• [LISTING]
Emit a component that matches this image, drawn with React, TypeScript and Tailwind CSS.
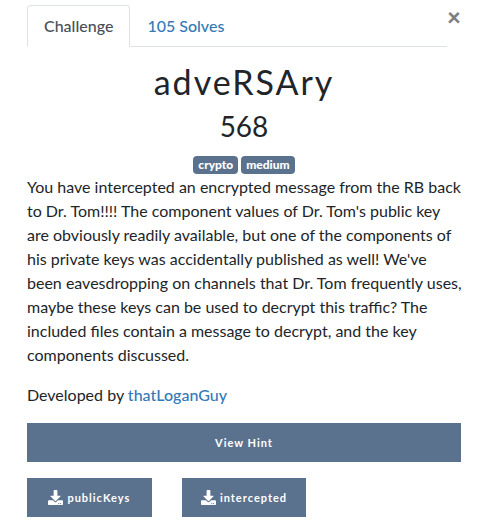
import { FaDownload } from "react-icons/fa";

const tags = ["crypto", "medium"];
const files = ["publicKeys", "intercepted"];

export default function App() {
  return (
    <main className="bg-white pt-[5px] pr-[17px] pb-2 pl-[27px] font-['Lato',sans-serif] text-base text-[#212529]">
      <div className="flex items-start">
        <nav className="flex grow border-b border-[#dee2e6]" role="tablist">
          <button
            type="button"
            role="tab"
            aria-selected="true"
            className="-mb-px rounded-t border border-[#dee2e6] border-b-white bg-white px-4 py-2 font-medium text-[#495057]"
          >
            Challenge
          </button>
          <button
            type="button"
            role="tab"
            aria-selected="false"
            className="-mb-px border border-transparent px-4 py-2 font-medium text-[#337ab7]"
          >
            105 Solves
          </button>
        </nav>
        <button type="button" aria-label="Close" className="w-[14px] text-2xl leading-6 font-black text-[#7f7f7f]">
          ×
        </button>
      </div>

      <h2 className="mt-[15px] text-center text-[34px] leading-10 tracking-[2px]">adveRSAry</h2>
      <h3 className="mt-1 text-center text-[28px] leading-10">568</h3>
      <div className="mt-[10px] flex justify-center gap-[3px]">
        {tags.map((tag) => (
          <span key={tag} className="rounded bg-[#5b728f] px-[5px] py-px text-xs leading-4 font-black text-white">
            {tag}
          </span>
        ))}
      </div>

      <p className="mt-px leading-6 whitespace-nowrap">
        You have intercepted an encrypted message from the RB back
        <br />
        to Dr. Tom!!!! The component values of Dr. Tom's public key
        <br />
        are obviously readily available, but one of the components of
        <br />
        his private keys was accidentally published as well! We've
        <br />
        been eavesdropping on channels that Dr. Tom frequently uses,
        <br />
        maybe these keys can be used to decrypt this traffic? The
        <br />
        included files contain a message to decrypt, and the key
        <br />
        components discussed.
      </p>
      <p className="mt-4 leading-6">
        Developed by{" "}
        <a href="#author" className="font-medium text-[#337ab7]">
          thatLoganGuy
        </a>
      </p>

      <button
        type="button"
        className="mt-4 flex h-[39px] w-full items-center justify-center bg-[#5b728f] pt-[2px] text-[11px] font-bold tracking-[1px] text-white"
      >
        View Hint
      </button>
      <div className="mt-4 grid grid-cols-3 gap-[30px]">
        {files.map((file) => (
          <a
            key={file}
            href={`#${file}`}
            className="flex h-[39px] items-center justify-center gap-1 bg-[#5b728f] pt-[2px] text-[11px] font-bold tracking-[1px] text-white"
          >
            <FaDownload className="mb-[2px] size-[15px]" />
            {file}
          </a>
        ))}
      </div>
    </main>
  );
}
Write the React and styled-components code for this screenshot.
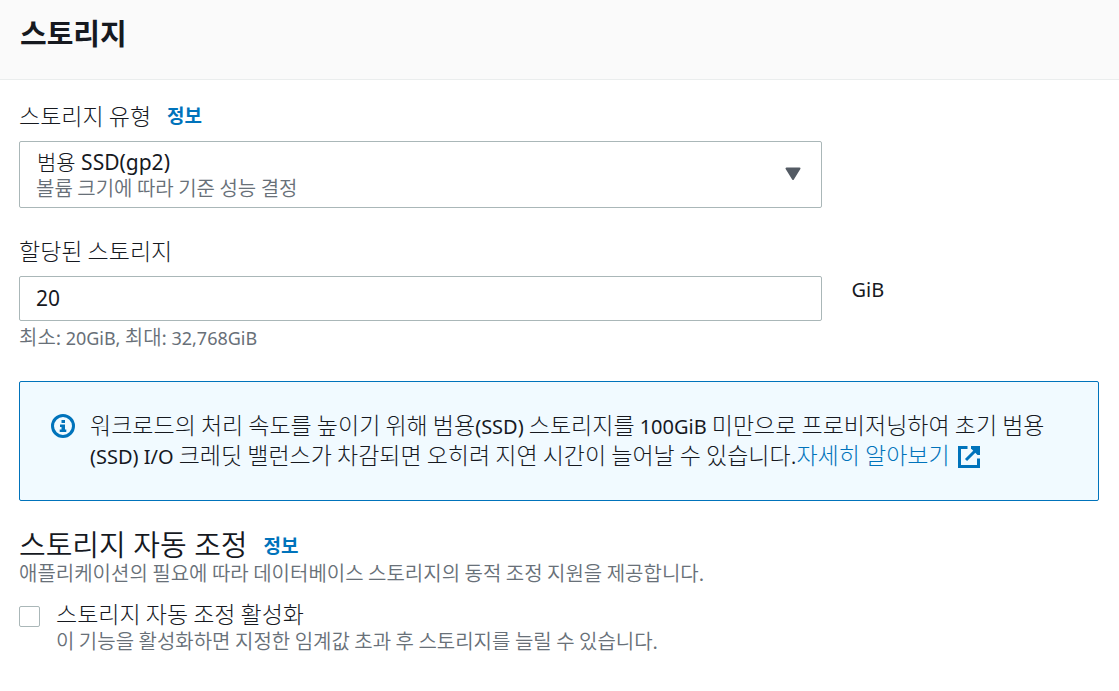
import React from "react";
import styled, { createGlobalStyle } from "styled-components";

const GlobalStyle = createGlobalStyle`
  *, *::before, *::after { box-sizing: border-box; }
  body {
    margin: 0;
    background: #fff;
    color: #16191f;
    font-family: "Noto Sans CJK KR", "Noto Sans", sans-serif;
    font-size: 23px;
    font-weight: 300;
    line-height: 30px;
  }
`;

const Header = styled.header`
  padding: 12px 20px 27px;
  background: #fafafa;
  border-bottom: 1px solid #eaeded;
`;

const Title = styled.h1`
  margin: 0;
  font-size: 29px;
  font-weight: 700;
  line-height: 40px;
`;

const Body = styled.main`
  padding: 20px 20px 32px 19px;
`;

const Row = styled.div`
  display: grid;
  grid-template-columns: repeat(4, 1fr);
  column-gap: 30px;
`;

const Field = styled.div`
  grid-column: span 3;
`;

const LabelLine = styled.div`
  display: flex;
  align-items: center;
  gap: 16px;
  height: 29px;
  margin-bottom: 12px;
`;

const Latin = styled.span`
  font-family: "Noto Sans", sans-serif;
  font-size: ${(p) => (p.$small ? 18 : 20)}px;
  font-weight: 400;
  line-height: 1;
`;

const InfoLink = styled.a`
  color: #0073bb;
  font-size: 19px;
  font-weight: 700;
  text-decoration: none;
`;

const Note = styled.p`
  margin: 0;
  color: #687078;
  font-size: 20px;
  font-weight: 350;
  line-height: 22px;
`;

const SelectBox = styled.div`
  position: relative;
  margin-bottom: 27px;
`;

const Select = styled.select`
  display: block;
  width: 100%;
  height: 67px;
  padding: 5px 48px 30px 17px;
  appearance: none;
  border: 1px solid #aab7b8;
  border-radius: 2px;
  background: #fff;
  color: #16191f;
  font: 400 21px/30px "Noto Sans", "Noto Sans CJK KR Light", "Noto Sans CJK KR", sans-serif;
`;

const SelectNote = styled(Note)`
  position: absolute;
  left: 17px;
  bottom: 9px;
  pointer-events: none;
`;

const Caret = styled.svg`
  position: absolute;
  right: 21px;
  top: 26px;
  pointer-events: none;
`;

const Input = styled.input`
  display: block;
  width: 100%;
  height: 45px;
  margin-bottom: 5px;
  padding: 0 16px 2px;
  border: 1px solid #aab7b8;
  border-radius: 2px;
  background: #fff;
  color: #16191f;
  font: 400 21px/30px "Noto Sans", sans-serif;
`;

const Unit = styled.div`
  padding-top: 37px;
`;

const Alert = styled.section`
  display: flex;
  align-items: flex-start;
  gap: 15px;
  margin: 33px 0 27px;
  padding: 27px 48px 31px 31px;
  border: 1px solid #0073bb;
  border-radius: 2px;
  background: #f1faff;
`;

const InfoIcon = styled.svg`
  flex: none;
  margin-top: 5px;
`;

const AlertText = styled.p`
  margin: 0;
`;

const AlertLink = styled.a`
  color: #0073bb;
  text-decoration: none;
  white-space: nowrap;
`;

const ExternalIcon = styled.svg`
  margin-left: 8px;
  vertical-align: -4px;
`;

const SectionLine = styled.div`
  display: flex;
  align-items: center;
  gap: 16px;
  height: 34px;
`;

const SectionTitle = styled.h2`
  margin: 0;
  font-family: "Noto Sans", "Noto Sans CJK KR", sans-serif;
  font-size: 29px;
  font-weight: 350;
  line-height: 34px;
`;

const CheckRow = styled.div`
  display: flex;
  align-items: flex-start;
  gap: 16px;
  margin-top: 14px;
`;

const Checkbox = styled.input`
  flex: none;
  width: 21px;
  height: 21px;
  margin: 8px 0 0;
  appearance: none;
  border: 1px solid #aab7b8;
  border-radius: 2px;
  background: #fff;

  &:checked {
    background: #0073bb;
  }
`;

const CheckLabel = styled.label`
  display: block;
  margin-bottom: 2px;
`;

export default function App() {
  return (
    <>
      <GlobalStyle />
      <Header>
        <Title>스토리지</Title>
      </Header>
      <Body>
        <Row>
          <Field>
            <LabelLine>
              <label htmlFor="storage-type">스토리지 유형</label>
              <InfoLink href="#storage-type-info">정보</InfoLink>
            </LabelLine>
            <SelectBox>
              <Select id="storage-type" aria-describedby="storage-type-note">
                <option>범용 SSD(gp2)</option>
              </Select>
              <SelectNote id="storage-type-note">볼륨 크기에 따라 기준 성능 결정</SelectNote>
              <Caret width="16" height="14" viewBox="0 0 16 14" aria-hidden="true">
                <path d="M1.5 1.5h13L8 12z" fill="#545b64" stroke="#545b64" strokeWidth="2" strokeLinejoin="round" />
              </Caret>
            </SelectBox>
          </Field>
        </Row>
        <Row>
          <Field>
            <LabelLine>
              <label htmlFor="allocated">할당된 스토리지</label>
            </LabelLine>
            <Input id="allocated" type="text" inputMode="numeric" defaultValue="20" aria-describedby="allocated-note" />
            <Note id="allocated-note">
              최소: <Latin $small>20GiB,</Latin> 최대: <Latin $small>32,768GiB</Latin>
            </Note>
          </Field>
          <Unit>
            <Latin>GiB</Latin>
          </Unit>
        </Row>

        <Alert>
          <InfoIcon width="24" height="24" viewBox="0 0 24 24" aria-hidden="true">
            <circle cx="12" cy="12" r="10.5" fill="none" stroke="#0073bb" strokeWidth="3" />
            <path d="M10.5 6H14v3h-3.5zM9 10.5h5v5h1.300V18H8.700v-2.500h1.800v-2.500H9z" fill="#0073bb" />
          </InfoIcon>
          <AlertText>
            워크로드의 처리 속도를 높이기 위해 범용<Latin>(SSD)</Latin> 스토리지를 <Latin>100GiB</Latin> 미만으로
            프로비저닝하여 초기 범용<Latin>(SSD) I/O</Latin> 크레딧 밸런스가 차감되면 오히려 지연 시간이 늘어날 수
            있습니다.
            <AlertLink href="#learn-more">
              자세히 알아보기
              <ExternalIcon width="22" height="22" viewBox="0 0 22 22" aria-hidden="true">
                <path d="M9.500 1.500H1.500v19h19V12.500" fill="none" stroke="#0073bb" strokeWidth="3" />
                <path d="M8 14L19 3" fill="none" stroke="#0073bb" strokeWidth="3" />
                <path d="M13 0h9v9h-2.500L13 2.500z" fill="#0073bb" />
              </ExternalIcon>
            </AlertLink>
          </AlertText>
        </Alert>

        <SectionLine>
          <SectionTitle>스토리지 자동 조정</SectionTitle>
          <InfoLink href="#autoscaling-info">정보</InfoLink>
        </SectionLine>
        <Note>애플리케이션의 필요에 따라 데이터베이스 스토리지의 동적 조정 지원을 제공합니다.</Note>
        <CheckRow>
          <Checkbox id="autoscaling" type="checkbox" aria-describedby="autoscaling-note" />
          <div>
            <CheckLabel htmlFor="autoscaling">스토리지 자동 조정 활성화</CheckLabel>
            <Note id="autoscaling-note">이 기능을 활성화하면 지정한 임계값 초과 후 스토리지를 늘릴 수 있습니다.</Note>
          </div>
        </CheckRow>
      </Body>
    </>
  );
}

• [THE PROBLEM] Tally up the lines in the preceding listing that contain the string "components". Respond with the number and nothing else.

• [SOLVED EXERCISE] 4